Vetoes and morals

Obama’s argument in favor of “unity” with the other P5+1 members might make some tactical sense, but it hardly carries any moral weight.

President Barack Obama acknowledges applause before he delivers the State of the Union address in the House Chamber at the U.S. Capitol in Washington, D.C., Jan. 28, 2014. (photo credit: OFFICIAL WHITE HOUSE PHOTO / PETE SOUZA)
President Barack Obama acknowledges applause before he delivers the State of the Union address in the House Chamber at the U.S. Capitol in Washington, D.C., Jan. 28, 2014.
(photo credit: OFFICIAL WHITE HOUSE PHOTO / PETE SOUZA)
Very rarely does the US Congress overturn a presidential veto. Even rarer is when this happens on a foreign policy issue. In 1986, Congress overturned then-president Ronald Reagan’s veto of the Comprehensive Anti-Apartheid Act, which set in place sanctions against South Africa’s racist regime. Congress’s break with Reagan, which precipitated the fall of the white supremacist leadership of Pretoria, has been vindicated by history.
US senators and congressmen should seriously consider this historical lesson as they debate the passage of the Nuclear Weapon Free Iran Act of 2015.
US President Barack Obama has vowed, most recently during his State of the Union speech on Tuesday, to use his veto power to torpedo the bill, sponsored by Democrat Sen. Robert Menendez of New Jersey and Republican Sen.
Mark Kirk of Illinois, should Congress pass it.
Obama has argued that the legislation, which has strong bipartisan support, would “undermine the negotiations” between Iran and the so-called P5+1 countries – the five permanent members of the US Security Council (the US, UK, France, Russia and China) and Germany over Tehran’s nuclear weapons program. He has warned that passage of the legislation might isolate the US from its allies.

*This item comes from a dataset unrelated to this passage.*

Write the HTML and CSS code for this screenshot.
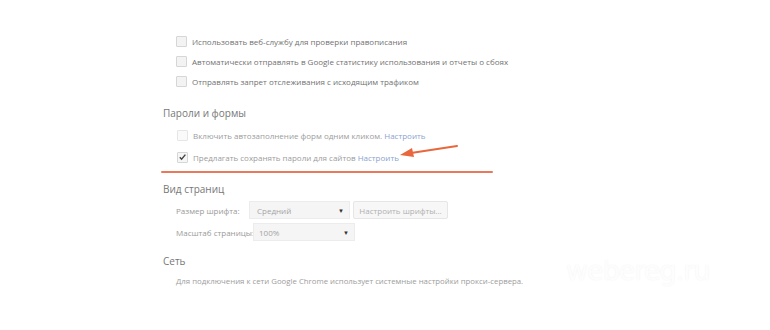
FILE: index.html
```html
<!DOCTYPE html>
<html>
<head>
    <meta charset="utf-8">
    <link rel="stylesheet" href="styles.css">
</head>
<body>
<div class="page">
    <div class="group first">
        <div class="row"><span class="box"></span><span class="label">Использовать веб-службу для проверки правописания</span></div>
        <div class="row"><span class="box"></span><span class="label">Автоматически отправлять в Google статистику использования и отчеты о сбоях</span></div>
        <div class="row"><span class="box"></span><span class="label">Отправлять запрет отслеживания с исходящим трафиком</span></div>
    </div>

    <!-- Пароли и формы -->
    <div class="section passwords">
        <div class="section-title">Пароли и формы</div>
        <div class="row tall"><span class="box disabled"></span><span class="label faint">Включить автозаполнение форм одним кликом. <span class="link">Настроить</span></span></div>
        <div class="row tall"><span class="box checked">
            <svg width="10" height="10" viewBox="0 0 10 10"><path d="M2 5.2 L4 7.4 L8.2 2.4" fill="none" stroke="#444" stroke-width="1.6"/></svg>
        </span><span class="label faint">Предлагать сохранять пароли для сайтов <span class="link">Настроить</span></span></div>
        <div class="underline"></div>
        <svg class="arrow" width="70" height="20" viewBox="0 0 70 20">
            <path d="M60 3 L14 10" stroke="#e8673c" stroke-width="2" stroke-linecap="round"/>
            <path d="M3 12 L15 5 L17 14 Z" fill="#e8673c"/>
        </svg>
    </div>

    <div class="section view">
        <div class="section-title">Вид страниц</div>
        <div class="row tall">
            <span class="field-label font">Размер шрифта:</span>
            <span class="select small">Средний<span class="caret">▼</span></span>
            <span class="btn">Настроить шрифты...</span>
        </div>
        <div class="row tall">
            <span class="field-label zoom">Масштаб страницы:</span>
            <span class="select zoom">100%<span class="caret">▼</span></span>
        </div>
    </div>

    <div class="section net">
        <div class="section-title">Сеть</div>
        <div class="row desc"><span class="label faint">Для подключения к сети Google Chrome использует системные настройки прокси-сервера.</span></div>
    </div>

    <div class="watermark">webereg.ru</div>
</div>
</body>
</html>
```

FILE: styles.css
```css
body {
    margin: 0;
    width: 770px;
    height: 330px;
    background: #fff;
    font-family: "Open Sans", "Noto Sans", sans-serif;
    overflow: hidden;
}
.page {
    position: relative;
    height: 330px;
    padding-left: 163px;
    box-sizing: border-box;
}
.group.first {
    padding-top: 31px;
    padding-left: 13px;
}
.row {
    display: flex;
    align-items: center;
    height: 20px;
}
.row.tall {
    height: 22px;
}
.box {
    width: 9px;
    height: 9px;
    border: 1px solid #d6d6d6;
    background: #f3f3f3;
    border-radius: 1px;
    margin-right: 5px;
    flex-shrink: 0;
    display: flex;
    align-items: center;
    justify-content: center;
}
.box.disabled {
    border-color: #e6e6e6;
    background: #fafafa;
}
.box.checked {
    background: #f6f6f6;
}
.label {
    font-size: 8px;
    color: #727272;
    white-space: nowrap;
}
.label.faint {
    color: #9c9c9c;
}
.link {
    color: #8aa3d0;
}
.section {
    position: relative;
}
.section-title {
    height: 20px;
    line-height: 20px;
    font-size: 10px;
    color: #777;
}
.section .row {
    padding-left: 13px;
}
.passwords {
    margin-top: 12px;
}
.passwords .section-title {
    margin-bottom: 1px;
}
.passwords .row {
    padding-left: 14px;
}
.underline {
    position: absolute;
    left: -2px;
    top: 68px;
    width: 332px;
    height: 2px;
    background: #e8795a;
    border-radius: 1px;
}
.arrow {
    position: absolute;
    left: 234px;
    top: 40px;
}
.view {
    margin-top: 11px;
}
.field-label {
    font-size: 8px;
    color: #9a9a9a;
    white-space: nowrap;
}
.field-label.font {
    width: 73px;
}
.field-label.zoom {
    width: 77px;
}
.select {
    position: relative;
    display: flex;
    align-items: center;
    height: 18px;
    padding-left: 7px;
    box-sizing: border-box;
    background: #f5f5f5;
    border: 1px solid #ececec;
    font-size: 8px;
    color: #a4a4a4;
}
.select.small {
    width: 101px;
}
.select.zoom {
    width: 102px;
    padding-left: 5px;
}
.caret {
    position: absolute;
    right: 5px;
    top: 5px;
    font-size: 6px;
    color: #333;
}
.btn {
    margin-left: 3px;
    height: 18px;
    width: 95px;
    box-sizing: border-box;
    display: flex;
    align-items: center;
    justify-content: center;
    background: #f7f7f7;
    border: 1px solid #e6e6e6;
    border-radius: 2px;
    font-size: 8px;
    color: #b0b0b0;
    white-space: nowrap;
}
.net {
    margin-top: 8px;
}
.desc .label {
    font-size: 7.8px;
}
.watermark {
    position: absolute;
    left: 566px;
    top: 255px;
    font-size: 27px;
    font-family: "DejaVu Sans", sans-serif;
    color: #fdfdfd;
    text-shadow: 0 0 2px #f2f2f2;
    letter-spacing: -1px;
}
```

The reasoning behind Obama’s argument makes little sense. The measure that the Senate is likely to take up would mandate new sanctions against the Islamic Republic only it failed to accept an agreement by the June 30 deadline established in the ongoing talks. The legislation would re-impose the sanctions that were suspended when the interim deal, the Joint Plan of Action (JPOA), framing the nuclear talks was signed more than a year ago.
Common sense suggests that Iran’s mullahs would be more motivated to reach an agreement with the P5+1 in the time that remains if they know that failing to do so will usher in harsher sanctions. Both Obama and US Secretary of State John Kerry have declared in the past that biting sanctions were what pushed the Iranians to enter negotiations in the first place.
By failing to make clear that should this last round of negotiations fail, sanctions will be re-imposed, the US and the other P5+1 countries are inviting pressure from a variety of business interests to further loosen the sanctions regime. They are also sending a message to the Iranians that yet another extension of the negotiations is an option.
Menendez and Kirk’s bill would not be a violation of the JPOA, which states that the “US administration, acting consistent with the respective roles of the president and the Congress, will refrain from imposing new nuclear- related sanctions.” The bill would become US law, but additional sanctions would not be imposed until after the deadline for the latest extension in negotiations permitted under the JPOA.
Obama’s argument in favor of “unity” with the other P5+1 members might make some tactical sense, but it hardly carries any moral weight, particularly if this “unity” allows the Iranians to bamboozle their way to becoming a threshold nuclear state.
Over time, the restrictions put in place on Tehran’s nuclear program under the auspices of the JPOA are not sufficient to prevent the Iranians from using a combination of subterfuge and exploitation of numerous loopholes to come within months of breaking out with a nuclear weapon. The longer the Iranians stall, the closer they come to nuclear weapon capability.
Failing to set a clear deadline for the resumption of biting sanctions also prolongs a situation in which no credible military option is “on the table.”
In recent days we have witnessed numerous examples of Iran’s inimical influence and its infamous ability to spread death and conflict across the globe from Argentina to Yemen to Syria to Lebanon. Inside Iran, journalists such as Washington Post correspondent Jason Rezaian are imprisoned without charges being pressed, let alone a trial; religious minorities are persecuted; and women are repressed, all in the name of a violently reactionary interpretation of Islam.
This influence will be augmented exponentially if Iran is allowed to obtain nuclear weapons.
Congress’s decision to overturn Reagan’s misguided policy on Apartheid-era South Africa has been vindicated by history. How will history judge America and other members of the P5+1 if, out of deference to a US president, Iran’s mullahs are allowed to obtain nuclear weapon capability?